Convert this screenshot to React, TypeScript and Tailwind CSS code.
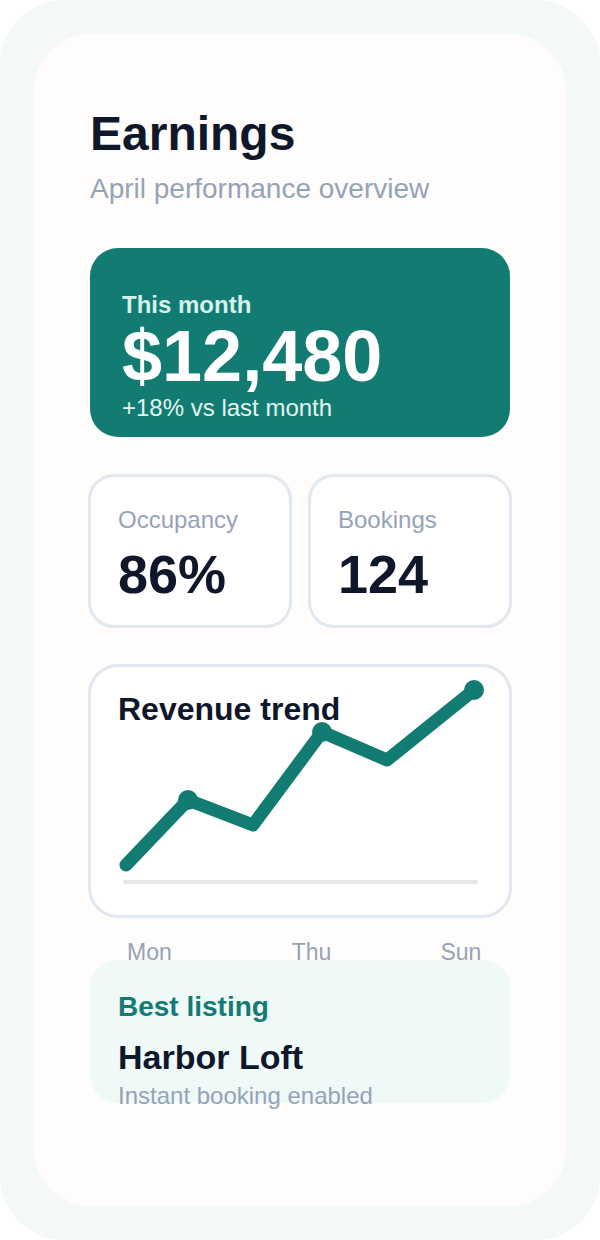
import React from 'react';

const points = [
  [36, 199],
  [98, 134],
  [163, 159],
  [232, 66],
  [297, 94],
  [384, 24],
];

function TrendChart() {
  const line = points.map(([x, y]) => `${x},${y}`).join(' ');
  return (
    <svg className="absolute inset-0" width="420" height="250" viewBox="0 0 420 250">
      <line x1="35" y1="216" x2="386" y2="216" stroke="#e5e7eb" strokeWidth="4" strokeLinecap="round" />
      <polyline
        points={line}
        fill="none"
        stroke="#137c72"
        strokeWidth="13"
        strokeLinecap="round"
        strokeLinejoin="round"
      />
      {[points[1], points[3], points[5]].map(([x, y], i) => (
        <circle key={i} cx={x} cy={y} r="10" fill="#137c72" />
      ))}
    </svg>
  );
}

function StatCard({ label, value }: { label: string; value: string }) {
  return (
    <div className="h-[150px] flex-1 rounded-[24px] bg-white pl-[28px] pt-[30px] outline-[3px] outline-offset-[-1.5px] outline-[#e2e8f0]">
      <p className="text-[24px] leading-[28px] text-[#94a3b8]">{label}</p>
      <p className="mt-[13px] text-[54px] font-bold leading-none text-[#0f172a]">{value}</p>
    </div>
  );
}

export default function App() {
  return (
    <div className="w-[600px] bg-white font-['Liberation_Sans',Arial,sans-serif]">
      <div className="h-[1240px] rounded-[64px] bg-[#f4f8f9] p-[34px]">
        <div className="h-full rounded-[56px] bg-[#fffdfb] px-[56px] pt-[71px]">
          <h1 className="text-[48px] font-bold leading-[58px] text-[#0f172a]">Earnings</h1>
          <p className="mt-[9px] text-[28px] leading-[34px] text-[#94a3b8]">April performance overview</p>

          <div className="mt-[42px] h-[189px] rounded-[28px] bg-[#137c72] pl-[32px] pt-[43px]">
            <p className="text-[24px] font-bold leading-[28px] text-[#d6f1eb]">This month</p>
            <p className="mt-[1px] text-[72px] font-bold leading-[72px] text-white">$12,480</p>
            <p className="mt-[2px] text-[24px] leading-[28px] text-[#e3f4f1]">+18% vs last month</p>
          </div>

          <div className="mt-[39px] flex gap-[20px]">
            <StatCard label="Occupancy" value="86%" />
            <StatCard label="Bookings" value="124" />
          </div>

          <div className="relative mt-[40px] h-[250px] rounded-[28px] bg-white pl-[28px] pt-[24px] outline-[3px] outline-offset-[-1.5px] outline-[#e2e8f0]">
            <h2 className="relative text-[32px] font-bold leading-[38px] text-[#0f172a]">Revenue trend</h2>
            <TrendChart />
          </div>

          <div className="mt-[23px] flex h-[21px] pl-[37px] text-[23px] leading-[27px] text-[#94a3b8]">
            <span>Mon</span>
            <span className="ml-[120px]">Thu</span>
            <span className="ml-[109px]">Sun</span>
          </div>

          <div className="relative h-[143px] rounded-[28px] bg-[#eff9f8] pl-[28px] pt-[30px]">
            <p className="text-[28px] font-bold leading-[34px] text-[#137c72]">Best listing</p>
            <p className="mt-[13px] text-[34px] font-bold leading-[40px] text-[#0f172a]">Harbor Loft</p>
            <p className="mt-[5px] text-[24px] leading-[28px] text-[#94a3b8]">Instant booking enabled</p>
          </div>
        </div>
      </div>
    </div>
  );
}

● ● ●

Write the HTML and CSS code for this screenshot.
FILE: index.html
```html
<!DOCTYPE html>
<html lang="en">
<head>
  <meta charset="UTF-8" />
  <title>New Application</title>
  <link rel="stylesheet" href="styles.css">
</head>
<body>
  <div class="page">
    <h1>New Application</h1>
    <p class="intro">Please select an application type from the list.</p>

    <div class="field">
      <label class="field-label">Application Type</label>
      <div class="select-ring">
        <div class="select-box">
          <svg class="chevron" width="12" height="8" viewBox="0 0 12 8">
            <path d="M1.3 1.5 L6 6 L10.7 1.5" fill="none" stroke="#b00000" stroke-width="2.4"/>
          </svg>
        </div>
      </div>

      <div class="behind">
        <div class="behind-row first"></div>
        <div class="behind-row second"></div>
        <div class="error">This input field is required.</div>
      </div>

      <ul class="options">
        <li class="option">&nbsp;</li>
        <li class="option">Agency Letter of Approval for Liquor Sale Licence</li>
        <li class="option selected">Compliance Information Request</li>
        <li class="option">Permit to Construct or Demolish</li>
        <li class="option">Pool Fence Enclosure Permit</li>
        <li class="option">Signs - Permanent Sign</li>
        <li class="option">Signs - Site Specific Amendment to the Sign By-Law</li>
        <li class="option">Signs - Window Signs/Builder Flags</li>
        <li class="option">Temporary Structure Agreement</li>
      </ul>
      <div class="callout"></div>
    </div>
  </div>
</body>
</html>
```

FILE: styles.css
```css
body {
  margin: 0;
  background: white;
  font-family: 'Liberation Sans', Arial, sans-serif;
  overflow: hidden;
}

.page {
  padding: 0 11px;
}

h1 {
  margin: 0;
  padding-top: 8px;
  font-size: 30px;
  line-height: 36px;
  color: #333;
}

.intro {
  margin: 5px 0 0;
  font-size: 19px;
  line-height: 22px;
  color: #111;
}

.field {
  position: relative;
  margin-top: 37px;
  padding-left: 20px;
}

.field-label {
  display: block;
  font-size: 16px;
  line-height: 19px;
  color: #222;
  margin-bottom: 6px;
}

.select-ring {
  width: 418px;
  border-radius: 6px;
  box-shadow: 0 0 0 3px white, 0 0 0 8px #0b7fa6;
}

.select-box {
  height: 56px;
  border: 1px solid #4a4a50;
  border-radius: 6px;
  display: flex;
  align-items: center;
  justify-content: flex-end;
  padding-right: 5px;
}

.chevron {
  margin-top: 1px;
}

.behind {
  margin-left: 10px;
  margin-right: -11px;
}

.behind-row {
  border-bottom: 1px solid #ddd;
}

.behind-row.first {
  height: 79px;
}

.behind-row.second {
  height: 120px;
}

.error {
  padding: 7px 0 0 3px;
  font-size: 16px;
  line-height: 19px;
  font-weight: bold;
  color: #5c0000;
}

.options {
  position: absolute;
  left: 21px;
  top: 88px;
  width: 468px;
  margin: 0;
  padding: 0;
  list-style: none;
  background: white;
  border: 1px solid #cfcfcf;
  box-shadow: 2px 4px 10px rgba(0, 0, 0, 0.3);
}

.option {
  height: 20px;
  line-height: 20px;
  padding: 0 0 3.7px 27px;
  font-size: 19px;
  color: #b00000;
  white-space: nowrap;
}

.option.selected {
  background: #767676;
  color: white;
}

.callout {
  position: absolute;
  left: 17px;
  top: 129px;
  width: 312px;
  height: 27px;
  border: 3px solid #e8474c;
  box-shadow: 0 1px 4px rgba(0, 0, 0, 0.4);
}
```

● ● ●

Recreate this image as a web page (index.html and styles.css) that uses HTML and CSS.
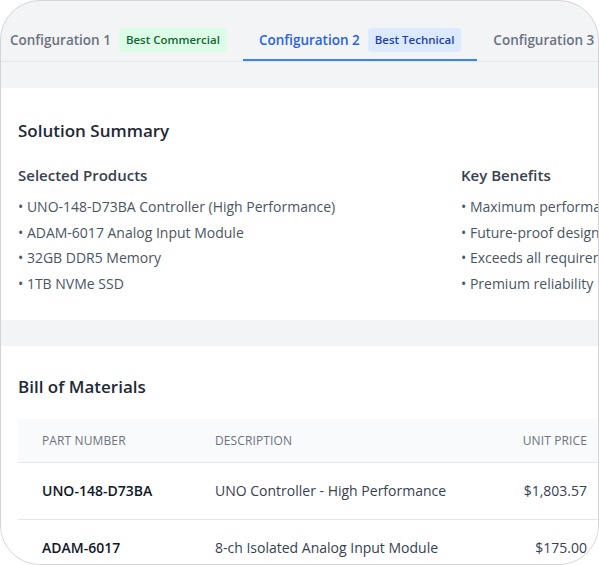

● ● ●

- Problem to solve
Track down every line with the word "code" and copy it.

- Response to the task
Convert this screenshot to React, TypeScript and Tailwind CSS code.
Write the HTML and CSS code for this screenshot.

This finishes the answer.